1. Field of the Invention
The present invention relates to computer systems and software. More specifically, the present invention relates to a method and an apparatus for determining the dependent classes of objects and/or classes.
2. Related Art
The advent of object-oriented programming and just-in-time compilers has brought about many changes in the way in which applications are written and distributed. Traditionally, applications are compiled for specific operating systems, and a copy must be distributed for every platform on which the application will run. With modern platform-independent languages, instead of compiling the source code, the source code is distributed and is compiled on the end machine at the time of use. This practice has many advantages with the biggest being true platform independence. Write your application once and it can be run on virtually any machine.
Object-oriented programming further revolutionized the software industry by organizing code into classes and objects, which reduced distribution sizes and further promoted reusing code. One programmer can borrow a class or an object from another programmer to add functionality to an application. Upon distribution of an application, all of the classes referenced by that application must be distributed with the application if the client system does not already contain a copy of the classes. In addition, classes can contain references to other classes which must also be included for the application to work properly.

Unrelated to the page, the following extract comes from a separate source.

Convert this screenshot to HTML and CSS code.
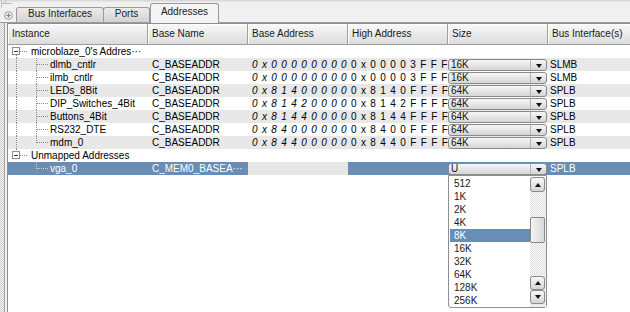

As a direct result of this type of programming, several major problems have been created. First, in order to support application delivery over the Internet, programmers are looking to compact the size of their distribution files to reduce download times, and in turn, heighten customer satisfaction. Many programmers accomplish this by running the application on a machine with just the core classes installed and adding the necessary classes as the application reports that these classes are not found. This is very time consuming, and is not all-inclusive. If a certain part of the application is not invoked, or the system contained more than just the core classes, it is possible that some critical classes might be missed. Some programmers simply add all of the class files that are on their machine. This leads to extremely large and unnecessary distributions.
This problem is further compounded by the fact that classes can contain references to other classes, which in turn can contain references to yet more classes, and so forth. Even if you were to document every class that is directly referenced by an application as it was being developed, you would almost certainly be missing classes critical for the execution of the application. Because of their referential nature, it becomes extremely difficult to create a list of all the classes necessary, but only the classes necessary, for an application to execute.
Simple object databases can be constructed by serializing the database objects into an indexed data file. These objects can be reconstituted by deserializing that data only if all of the supporting classes for that data are accessible. Such a database that is shared between multiple applications (a system-wide object registry, for example) can be corrupted by a client application that inserts a new object into the shared database that references a class that is not commonly available. When the object is deserialized within an application that does not have access to the classes required to reconstitute that object, a ClassNotFound type of exception or error is generated.
What is needed is a method and an apparatus for efficiently determining the dependent classes of an object and/or a class.